When our news correspondent David Allkins, who has Asperger’s syndrome and communication difficulties, isn’t interviewing politicians and composing his video reports, he is a keen gamer and fan of science fiction.

He recently attended science fiction and fantasy convention Nine Worlds, and found that accessibility and disability were hot topics for 2015.

Recently, I attended the science-fiction and fantasy convention Nine Worlds 2015 in London, which is a meeting-up point for fans of the genre.

I should start by saying that the convention made great efforts to be accessible to a wide range of people. Extensive accessibility information about the venue and neighbouring hotels was provided ahead of time on their website and, when you arrived, there was seating reserved for people with mobility issues around the edges of each area.

Attendees also had the option of wearing three different colours of badges to indicate how they preferred others to approach or interact with them:

  • Red badges were labelled: ‘Please don’t talk to me unless I talk to you first or in an emergency’.
  • Yellow badges read: ‘Please don’t talk to me unless I know you, talk to you first or in an emergency’.
  • Blue badges carried the message: ‘I’d like it if you would start a conversation with me’.

The convention featured discussion panels on topics such as writing and television programmes.  There were two panels in particular that caught my interest.

Disability-friendly games development

The first was called ‘Access all events – disability, games and good design’ and focused on how we can make video games that are accessible to everybody.

According to government statistics, 18% of people in England have a disability, and this figure is only taking into account those people who define themselves as disabled. It is important that all of these people can access the same types of leisure activities as everyone else – video games included.

Games designer Ian Hamilton began by describing his work with CBeebies, where he creates games for children with cerebral palsy, making the point that gaming can build engagement and improve socialisation, while also providing access to wider culture.

Colour blindness also came under discussion. Apparently 8% of male gamers are colour blind. The video game Candy Crush, which relies on the connection between different coloured and shaped icons, used to be accessible to people with colour blindness up until a particular stage where icons were distinguished solely by colour, when they had to stop playing. This was a fault with accessibility that was fixed in future editions of the game.

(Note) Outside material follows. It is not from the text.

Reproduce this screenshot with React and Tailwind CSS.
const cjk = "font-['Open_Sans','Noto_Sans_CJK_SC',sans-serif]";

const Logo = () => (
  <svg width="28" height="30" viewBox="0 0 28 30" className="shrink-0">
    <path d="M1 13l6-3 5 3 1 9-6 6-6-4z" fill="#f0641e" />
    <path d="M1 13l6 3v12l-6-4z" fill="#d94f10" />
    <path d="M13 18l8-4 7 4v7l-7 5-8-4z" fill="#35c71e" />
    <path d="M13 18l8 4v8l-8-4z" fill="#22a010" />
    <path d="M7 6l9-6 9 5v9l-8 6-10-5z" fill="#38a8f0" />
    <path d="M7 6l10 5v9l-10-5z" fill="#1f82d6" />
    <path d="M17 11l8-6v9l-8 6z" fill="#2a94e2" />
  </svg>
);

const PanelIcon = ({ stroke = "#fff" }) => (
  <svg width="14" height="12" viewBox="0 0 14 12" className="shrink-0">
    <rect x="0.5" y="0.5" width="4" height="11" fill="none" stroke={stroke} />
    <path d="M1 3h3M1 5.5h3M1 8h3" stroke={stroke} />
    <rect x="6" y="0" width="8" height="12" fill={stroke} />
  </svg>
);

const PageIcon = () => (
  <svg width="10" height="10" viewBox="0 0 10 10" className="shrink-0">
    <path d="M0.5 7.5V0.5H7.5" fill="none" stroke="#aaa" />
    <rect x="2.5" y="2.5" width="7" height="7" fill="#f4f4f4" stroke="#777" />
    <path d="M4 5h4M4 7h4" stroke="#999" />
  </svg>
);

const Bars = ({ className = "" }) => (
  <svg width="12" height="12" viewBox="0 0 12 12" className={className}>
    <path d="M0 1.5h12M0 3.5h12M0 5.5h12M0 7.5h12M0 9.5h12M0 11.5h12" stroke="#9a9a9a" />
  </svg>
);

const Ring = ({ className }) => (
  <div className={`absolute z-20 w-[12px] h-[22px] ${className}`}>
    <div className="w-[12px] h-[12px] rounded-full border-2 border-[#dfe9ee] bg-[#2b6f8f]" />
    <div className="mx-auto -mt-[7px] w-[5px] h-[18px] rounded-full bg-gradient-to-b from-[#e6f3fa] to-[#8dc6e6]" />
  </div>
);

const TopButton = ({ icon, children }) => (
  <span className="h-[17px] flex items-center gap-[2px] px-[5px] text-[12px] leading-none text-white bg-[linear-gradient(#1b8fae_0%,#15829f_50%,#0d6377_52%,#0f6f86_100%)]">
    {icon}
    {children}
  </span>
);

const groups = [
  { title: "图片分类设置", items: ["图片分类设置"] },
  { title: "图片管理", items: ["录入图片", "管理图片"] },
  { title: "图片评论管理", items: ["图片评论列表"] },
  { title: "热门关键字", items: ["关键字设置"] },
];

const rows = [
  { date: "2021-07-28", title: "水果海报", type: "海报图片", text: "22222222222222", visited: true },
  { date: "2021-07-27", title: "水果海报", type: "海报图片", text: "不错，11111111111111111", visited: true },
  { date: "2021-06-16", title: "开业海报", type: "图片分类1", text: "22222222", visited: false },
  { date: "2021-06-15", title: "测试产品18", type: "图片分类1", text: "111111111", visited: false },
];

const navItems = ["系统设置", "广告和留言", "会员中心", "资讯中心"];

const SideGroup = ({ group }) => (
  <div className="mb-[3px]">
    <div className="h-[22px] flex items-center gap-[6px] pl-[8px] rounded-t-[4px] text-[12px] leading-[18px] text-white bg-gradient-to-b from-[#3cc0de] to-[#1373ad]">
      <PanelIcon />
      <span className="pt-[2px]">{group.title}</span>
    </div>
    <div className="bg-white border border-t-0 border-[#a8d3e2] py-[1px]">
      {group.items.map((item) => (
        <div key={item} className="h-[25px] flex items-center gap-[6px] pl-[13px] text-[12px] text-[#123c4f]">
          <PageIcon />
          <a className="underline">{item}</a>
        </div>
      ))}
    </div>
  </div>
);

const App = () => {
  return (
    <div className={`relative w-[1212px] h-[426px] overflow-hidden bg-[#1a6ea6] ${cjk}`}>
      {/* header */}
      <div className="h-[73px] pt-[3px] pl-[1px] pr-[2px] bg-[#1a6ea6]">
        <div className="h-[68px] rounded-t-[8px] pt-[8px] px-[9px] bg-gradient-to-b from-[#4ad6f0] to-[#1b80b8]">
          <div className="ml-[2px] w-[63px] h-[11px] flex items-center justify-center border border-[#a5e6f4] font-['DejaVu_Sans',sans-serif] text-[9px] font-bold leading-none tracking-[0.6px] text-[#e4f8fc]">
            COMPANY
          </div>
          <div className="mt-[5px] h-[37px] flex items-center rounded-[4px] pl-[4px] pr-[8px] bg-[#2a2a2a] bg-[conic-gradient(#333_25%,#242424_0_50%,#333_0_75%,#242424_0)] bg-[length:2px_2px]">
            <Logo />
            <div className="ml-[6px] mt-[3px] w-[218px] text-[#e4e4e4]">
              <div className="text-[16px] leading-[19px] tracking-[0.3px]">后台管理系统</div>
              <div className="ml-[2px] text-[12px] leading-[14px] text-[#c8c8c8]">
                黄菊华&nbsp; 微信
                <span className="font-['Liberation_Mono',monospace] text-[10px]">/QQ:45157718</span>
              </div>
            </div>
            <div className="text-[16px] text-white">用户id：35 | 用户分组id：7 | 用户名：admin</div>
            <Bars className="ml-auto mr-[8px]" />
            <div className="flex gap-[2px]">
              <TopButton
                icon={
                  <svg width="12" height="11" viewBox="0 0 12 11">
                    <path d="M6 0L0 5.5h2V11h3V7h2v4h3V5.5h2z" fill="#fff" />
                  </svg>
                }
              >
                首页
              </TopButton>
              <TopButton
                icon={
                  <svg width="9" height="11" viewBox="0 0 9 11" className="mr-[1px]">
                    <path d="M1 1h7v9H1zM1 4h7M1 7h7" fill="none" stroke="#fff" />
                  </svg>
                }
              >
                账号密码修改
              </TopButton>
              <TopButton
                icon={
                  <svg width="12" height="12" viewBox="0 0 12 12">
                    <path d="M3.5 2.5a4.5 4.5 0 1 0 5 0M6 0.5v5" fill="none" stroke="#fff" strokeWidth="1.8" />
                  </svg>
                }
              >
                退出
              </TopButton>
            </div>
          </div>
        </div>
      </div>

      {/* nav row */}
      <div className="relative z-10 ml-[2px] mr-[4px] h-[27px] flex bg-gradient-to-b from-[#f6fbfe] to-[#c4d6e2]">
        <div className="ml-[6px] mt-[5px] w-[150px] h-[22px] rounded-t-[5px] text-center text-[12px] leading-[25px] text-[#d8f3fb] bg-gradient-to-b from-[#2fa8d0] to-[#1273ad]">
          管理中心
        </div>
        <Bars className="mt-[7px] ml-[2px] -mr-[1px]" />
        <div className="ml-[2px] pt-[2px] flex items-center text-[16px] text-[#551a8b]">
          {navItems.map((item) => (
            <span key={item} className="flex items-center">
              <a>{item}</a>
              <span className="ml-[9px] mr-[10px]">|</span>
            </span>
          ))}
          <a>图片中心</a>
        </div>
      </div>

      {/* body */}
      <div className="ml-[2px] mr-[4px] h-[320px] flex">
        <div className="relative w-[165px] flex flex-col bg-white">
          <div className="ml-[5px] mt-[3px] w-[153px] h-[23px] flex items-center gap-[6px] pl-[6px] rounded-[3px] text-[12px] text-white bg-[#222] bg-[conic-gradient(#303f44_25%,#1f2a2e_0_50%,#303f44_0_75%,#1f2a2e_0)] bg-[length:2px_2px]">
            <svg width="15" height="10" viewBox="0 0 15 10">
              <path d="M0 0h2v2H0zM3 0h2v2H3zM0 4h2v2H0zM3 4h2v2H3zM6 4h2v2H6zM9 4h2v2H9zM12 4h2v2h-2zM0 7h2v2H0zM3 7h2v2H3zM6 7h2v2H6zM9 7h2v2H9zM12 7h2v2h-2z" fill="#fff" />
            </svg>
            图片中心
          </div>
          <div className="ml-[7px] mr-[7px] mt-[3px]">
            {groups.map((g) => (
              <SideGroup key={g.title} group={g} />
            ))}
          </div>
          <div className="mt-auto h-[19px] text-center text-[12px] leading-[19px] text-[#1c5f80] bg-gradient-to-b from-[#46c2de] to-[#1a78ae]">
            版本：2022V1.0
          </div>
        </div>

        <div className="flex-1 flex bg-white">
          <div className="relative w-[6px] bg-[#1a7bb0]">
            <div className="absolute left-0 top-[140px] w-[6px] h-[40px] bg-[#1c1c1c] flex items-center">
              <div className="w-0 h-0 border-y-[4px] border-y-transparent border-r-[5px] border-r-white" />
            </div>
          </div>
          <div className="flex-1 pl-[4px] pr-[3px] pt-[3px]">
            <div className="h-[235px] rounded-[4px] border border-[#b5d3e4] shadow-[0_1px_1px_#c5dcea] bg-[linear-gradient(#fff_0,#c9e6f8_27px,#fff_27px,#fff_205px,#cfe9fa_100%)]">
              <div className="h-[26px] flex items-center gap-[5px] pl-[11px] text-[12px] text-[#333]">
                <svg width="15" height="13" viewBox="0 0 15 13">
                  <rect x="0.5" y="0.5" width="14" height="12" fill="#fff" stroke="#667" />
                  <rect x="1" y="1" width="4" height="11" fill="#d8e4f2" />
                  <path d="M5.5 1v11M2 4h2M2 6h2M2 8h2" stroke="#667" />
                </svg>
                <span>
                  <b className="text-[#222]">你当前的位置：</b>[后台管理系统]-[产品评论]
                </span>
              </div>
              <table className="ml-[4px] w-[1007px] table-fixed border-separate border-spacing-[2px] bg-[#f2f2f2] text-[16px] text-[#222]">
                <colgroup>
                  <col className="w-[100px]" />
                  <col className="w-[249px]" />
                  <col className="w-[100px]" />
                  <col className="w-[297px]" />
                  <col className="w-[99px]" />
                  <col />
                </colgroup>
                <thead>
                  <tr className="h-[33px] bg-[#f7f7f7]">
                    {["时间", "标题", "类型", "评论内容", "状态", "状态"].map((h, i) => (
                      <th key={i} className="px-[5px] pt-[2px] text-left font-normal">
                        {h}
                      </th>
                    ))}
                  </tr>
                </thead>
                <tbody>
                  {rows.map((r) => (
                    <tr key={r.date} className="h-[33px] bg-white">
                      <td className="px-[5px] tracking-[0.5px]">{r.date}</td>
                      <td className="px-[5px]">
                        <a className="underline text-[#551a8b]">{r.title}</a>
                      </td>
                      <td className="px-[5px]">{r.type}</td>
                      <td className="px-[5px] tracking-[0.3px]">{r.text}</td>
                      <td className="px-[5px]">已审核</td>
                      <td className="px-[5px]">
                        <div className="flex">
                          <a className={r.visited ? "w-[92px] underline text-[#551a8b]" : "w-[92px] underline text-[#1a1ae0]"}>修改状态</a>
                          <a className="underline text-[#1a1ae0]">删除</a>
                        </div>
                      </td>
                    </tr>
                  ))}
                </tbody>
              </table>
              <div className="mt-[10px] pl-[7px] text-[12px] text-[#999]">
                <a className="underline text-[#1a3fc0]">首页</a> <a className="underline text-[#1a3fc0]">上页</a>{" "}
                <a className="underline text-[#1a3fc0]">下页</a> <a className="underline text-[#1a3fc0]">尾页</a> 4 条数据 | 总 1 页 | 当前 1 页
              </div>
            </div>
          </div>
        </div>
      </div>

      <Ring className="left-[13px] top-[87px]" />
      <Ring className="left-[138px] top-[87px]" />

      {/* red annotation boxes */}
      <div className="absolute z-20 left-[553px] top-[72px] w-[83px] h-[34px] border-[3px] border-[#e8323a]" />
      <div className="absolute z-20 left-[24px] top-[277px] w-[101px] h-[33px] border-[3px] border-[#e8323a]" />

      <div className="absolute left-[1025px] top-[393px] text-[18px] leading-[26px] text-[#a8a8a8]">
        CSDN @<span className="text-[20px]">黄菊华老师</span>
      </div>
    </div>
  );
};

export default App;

Accessibility tester Hannah Bunce explained that, in games with dialogue, subtitles can often be problematic. Key adjustments game designers can make is to create contrasting coloured subtitles to help distinguish which character is speaking, and make sure the text is big enough, and remains on screen for long enough, for all people to read.

Games developer Lynsey Graham talked about controllers. A key feature of accessibility is being able to tailor what the game controls do to make them easier to use. A physical disability, for instance, shouldn’t be a barrier to game play if the control pad is well designed.

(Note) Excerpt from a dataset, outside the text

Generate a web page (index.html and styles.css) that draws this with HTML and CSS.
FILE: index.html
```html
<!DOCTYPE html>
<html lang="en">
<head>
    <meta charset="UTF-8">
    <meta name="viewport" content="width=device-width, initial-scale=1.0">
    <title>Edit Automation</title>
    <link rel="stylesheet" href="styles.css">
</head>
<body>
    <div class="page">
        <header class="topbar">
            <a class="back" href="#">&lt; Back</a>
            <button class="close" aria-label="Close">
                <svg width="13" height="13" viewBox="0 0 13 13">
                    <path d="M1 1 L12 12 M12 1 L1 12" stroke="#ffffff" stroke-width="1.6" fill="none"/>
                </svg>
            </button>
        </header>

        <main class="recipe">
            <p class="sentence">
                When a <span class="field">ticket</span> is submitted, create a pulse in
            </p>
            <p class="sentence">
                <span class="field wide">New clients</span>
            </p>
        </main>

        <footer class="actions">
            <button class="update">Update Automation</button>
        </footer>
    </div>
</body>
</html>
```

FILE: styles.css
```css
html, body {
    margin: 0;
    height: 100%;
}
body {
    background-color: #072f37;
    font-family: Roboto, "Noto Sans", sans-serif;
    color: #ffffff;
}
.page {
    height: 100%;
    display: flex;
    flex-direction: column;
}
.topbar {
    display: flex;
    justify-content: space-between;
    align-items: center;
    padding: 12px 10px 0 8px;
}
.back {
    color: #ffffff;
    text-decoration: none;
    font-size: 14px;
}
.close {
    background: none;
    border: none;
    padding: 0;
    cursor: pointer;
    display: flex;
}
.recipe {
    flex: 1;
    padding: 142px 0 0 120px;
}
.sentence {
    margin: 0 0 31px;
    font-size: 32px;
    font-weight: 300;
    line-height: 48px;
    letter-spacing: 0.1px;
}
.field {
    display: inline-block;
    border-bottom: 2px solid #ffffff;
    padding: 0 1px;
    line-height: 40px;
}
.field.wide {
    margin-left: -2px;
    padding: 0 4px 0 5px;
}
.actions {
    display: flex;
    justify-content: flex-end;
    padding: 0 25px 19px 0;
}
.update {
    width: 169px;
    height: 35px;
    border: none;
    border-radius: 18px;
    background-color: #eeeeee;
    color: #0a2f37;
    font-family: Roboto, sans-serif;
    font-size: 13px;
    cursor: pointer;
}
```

Finally, talk turned to role-playing games, which often require the player to make multiple decisions and adjust to a lot of changes as the game progresses. This can be difficult or stressful for people with autism or learning disabilities. The good news is that titles such as Mass Effect 3 now have modes that mean the player just can play the game as a straight story, without having to do this.  It was agreed by the panel that such accessibility is easier to incorporate from the start of development.

Disability and the apocalypse

The second panel that I attended was a discussion of the portrayal of disabled people in books and films set following the end of the world (as we know it).

The first subject on the table was the prevalence of stereotypes around people with disabilities. Anybody with a mental health difficulty is considered dangerous and villains like Captain Hook often have a physical disability to show they are evil; if the hero has a disability, however, it is more likely to be portrayed as a super-power.

The panellists – depressingly – agreed that if a film narrative involves a choice between saving somebody in a wheelchair or a dog, the animal is the most likely to be saved.

Caitlin Blanchard, blogger at www.incaseofsurvival.com, pointed out that the term ‘survival of the fittest’ relates to those who are best suited to a certain environment, not necessarily the biggest or the strongest. She also made the valid point that people with disabilities have been able to survive in difficult situations in the past, such as in countries that are currently war zones.

Discussion then turned to recent films with disabled characters in lead roles, such as Mad Max: Fury Road’s heroine Imperator Furiosa, who has an artificial left limb.

The famous novel The Day of the Triffids by John Wyndham deals with the mass blinding of the world. Author Janet Edwards highlighted the fact that this scenario gives an advantage to people who are already blind, and made the compelling closing statement that what we think of as the apocalypse would cause disability to become the norm among the people who survived anyway.

Both of these panels made interesting points in terms of accessibility and fiction. Overall, I feel that the Nine Worlds convention is an encouraging step towards extending accessibility to people in terms of both the content available and how the event was organised.

David Allkins, news correspondent (and sci-fi fan).